Les usines conçues ainsi auront beaucoup moins de personnel et le coût salarial aura  moins de poids dans le coût de production. La France produira avec des salaires élevés, mais avec énormément de services associés. Les salariés des unités de production auront une haute qualification.

L’évolution technologique va dans le sens de la ré-industrialisation de la France. Il faut par ailleurs favoriser l’actionnariat à long terme.

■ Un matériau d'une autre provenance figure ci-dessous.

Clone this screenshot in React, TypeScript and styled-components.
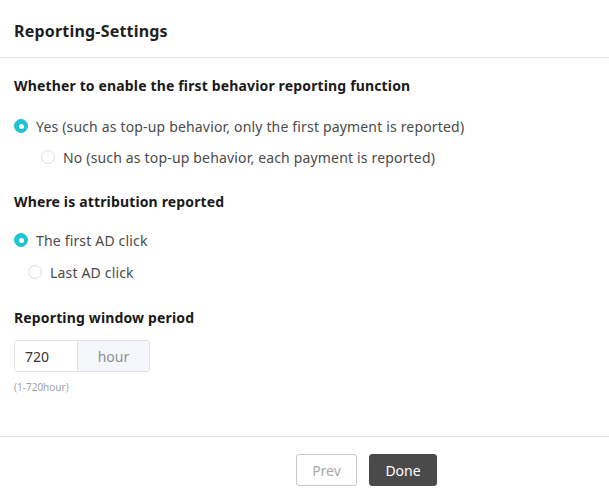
import React, { useState } from "react";
import styled, { createGlobalStyle } from "styled-components";

const Global = createGlobalStyle`
  html, body { margin: 0; padding: 0; background: #fff; }
  body { font-family: "Noto Sans", "Open Sans", sans-serif; color: #1f2329; }
  * { box-sizing: border-box; }
`;

const Dialog = styled.div`
  width: 609px;
  height: 499px;
  display: flex;
  flex-direction: column;
  background: #fff;
`;

const Header = styled.div`
  height: 58px;
  padding: 4px 14px 0;
  display: flex;
  align-items: center;
  border-bottom: 1px solid #e3e4e8;
  font-size: 16px;
  font-weight: 700;
  letter-spacing: 0.2px;
  color: #1f1f1f;
`;

const Body = styled.div`
  flex: 1;
  padding: 17px 14px 0;
  display: flex;
  flex-direction: column;
  border-bottom: 1px solid #e3e4e8;
`;

const SectionTitle = styled.div<{ $mt?: number }>`
  font-size: 14px;
  font-weight: 700;
  letter-spacing: 0.15px;
  color: #1a1a1a;
  line-height: 22px;
  margin-top: ${(p) => p.$mt ?? 0}px;
`;

const RadioRow = styled.label<{ $indent?: number; $mt?: number }>`
  display: flex;
  align-items: center;
  gap: 8px;
  height: 22px;
  margin-top: ${(p) => p.$mt ?? 0}px;
  padding-left: ${(p) => p.$indent ?? 0}px;
  font-size: 14px;
  letter-spacing: 0.17px;
  color: #4a4a4a;
  cursor: pointer;
`;

const RadioDot = styled.span<{ $checked: boolean }>`
  width: 14px;
  height: 14px;
  border-radius: 50%;
  flex: none;
  position: relative;
  background: ${(p) => (p.$checked ? "#1ec4d4" : "#fff")};
  border: 1px solid ${(p) => (p.$checked ? "#1ec4d4" : "#dcdde2")};
  &::after {
    content: "";
    display: ${(p) => (p.$checked ? "block" : "none")};
    position: absolute;
    left: 50%;
    top: 50%;
    width: 5px;
    height: 5px;
    margin: -2.5px 0 0 -2.5px;
    border-radius: 50%;
    background: #fff;
  }
`;

const InputGroup = styled.div`
  display: flex;
  width: 136px;
  height: 32px;
  margin-top: 11px;
  border: 1px solid #e1e3e8;
  border-radius: 3px;
  overflow: hidden;
`;

const NumInput = styled.input`
  width: 63px;
  border: none;
  border-right: 1px solid #e1e3e8;
  padding: 0 10px;
  font-family: inherit;
  font-size: 14px;
  color: #333;
  outline: none;
`;

const Addon = styled.div`
  flex: 1;
  display: flex;
  align-items: center;
  justify-content: center;
  background: #f5f6fa;
  color: #8a8f99;
  font-size: 14px;
`;

const Hint = styled.div`
  margin-top: 8px;
  font-size: 10px;
  color: #a0a3a8;
`;

const Footer = styled.div`
  height: 62px;
  display: flex;
  align-items: flex-start;
  padding: 17px 0 0 296px;
  gap: 12px;
`;

const Button = styled.button<{ $primary?: boolean }>`
  height: 32px;
  padding: 0;
  width: ${(p) => (p.$primary ? 68 : 61)}px;
  border-radius: 3px;
  font-family: inherit;
  font-size: 14px;
  cursor: pointer;
  border: 1px solid ${(p) => (p.$primary ? "#4a4a4a" : "#c8c8c8")};
  background: ${(p) => (p.$primary ? "#4a4a4a" : "#fff")};
  color: ${(p) => (p.$primary ? "#fff" : "#a8a8a8")};
`;

type Opt = { label: string; indent: number };

function RadioGroup({ options, firstGap, gap }: { options: Opt[]; firstGap: number; gap: number }) {
  const [sel, setSel] = useState(0);
  return (
    <>
      {options.map((o, i) => (
        <RadioRow key={i} $indent={o.indent} $mt={i === 0 ? firstGap : gap} onClick={() => setSel(i)}>
          <RadioDot $checked={sel === i} />
          {o.label}
        </RadioRow>
      ))}
    </>
  );
}

export default function App() {
  return (
    <Dialog>
      <Global />
      <Header>Reporting-Settings</Header>
      <Body>
        <SectionTitle>Whether to enable the first behavior reporting function</SectionTitle>
        <RadioGroup
          firstGap={18}
          gap={9}
          options={[
            { label: "Yes (such as top-up behavior, only the first payment is reported)", indent: 0 },
            { label: "No (such as top-up behavior, each payment is reported)", indent: 27 },
          ]}
        />
        <SectionTitle $mt={23}>Where is attribution reported</SectionTitle>
        <RadioGroup
          firstGap={16}
          gap={10}
          options={[
            { label: "The first AD click", indent: 0 },
            { label: "Last AD click", indent: 14 },
          ]}
        />
        <SectionTitle $mt={24}>Reporting window period</SectionTitle>
        <InputGroup>
          <NumInput defaultValue="720" />
          <Addon>hour</Addon>
        </InputGroup>
        <Hint>(1-720hour)</Hint>
      </Body>
      <Footer>
        <Button>Prev</Button>
        <Button $primary>Done</Button>
      </Footer>
    </Dialog>
  );
}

Premièrement : favoriser le droit de vote double ; deuxièmement : il faudrait élargir le décret Montebourg (sur les investissements stratégiques, en 2005) et affiner encore le contrôle de l’investissement étranger ;  troisièmement : favoriser les fondations d’entreprise et faire en sorte qu’une partie du capital soit détenue par des fondations comme en Allemagne (imaginer un régime fiscal ad hoc) ; quatrièmement : mettre en œuvre l’actionnariat salarié ; cinquièmement : introduire, lors des OPA, la consultation du comité d’entreprise en décalquant la loi néerlandaise (eurocomptatible). C’est un obstacle considérable aux OPA hostiles.

Un pouvoir accru serait donc redonné au conseil d’administration, lieu de concertation entre les représentants de l’actionnaire, des travailleurs et de la direction de l’entreprise, par opposition à un pouvoir total donné à l’assemblée générale. C’est d’ailleurs la différence entre les deux modèles. Dans un premier cas l’actionnaire est tout-puissant. (modèle anglo-saxon), dans le second cas, on considère l’entreprise comme une institution avec son histoire, ses rapports sociaux et qui, par conséquent, a un intérêt social propre à l’entreprise à défendre et qui dépasse le simple intérêt actionnarial.

Il faut aussi un énorme effort pour la recherche,  notamment en R&D, au besoin appuyé par l’État, notamment dans l’intelligence artificielle…

C’est donc d’un effort technologique et d’un effort de gouvernance que pourrait naître à mes yeux le renouveau industriel.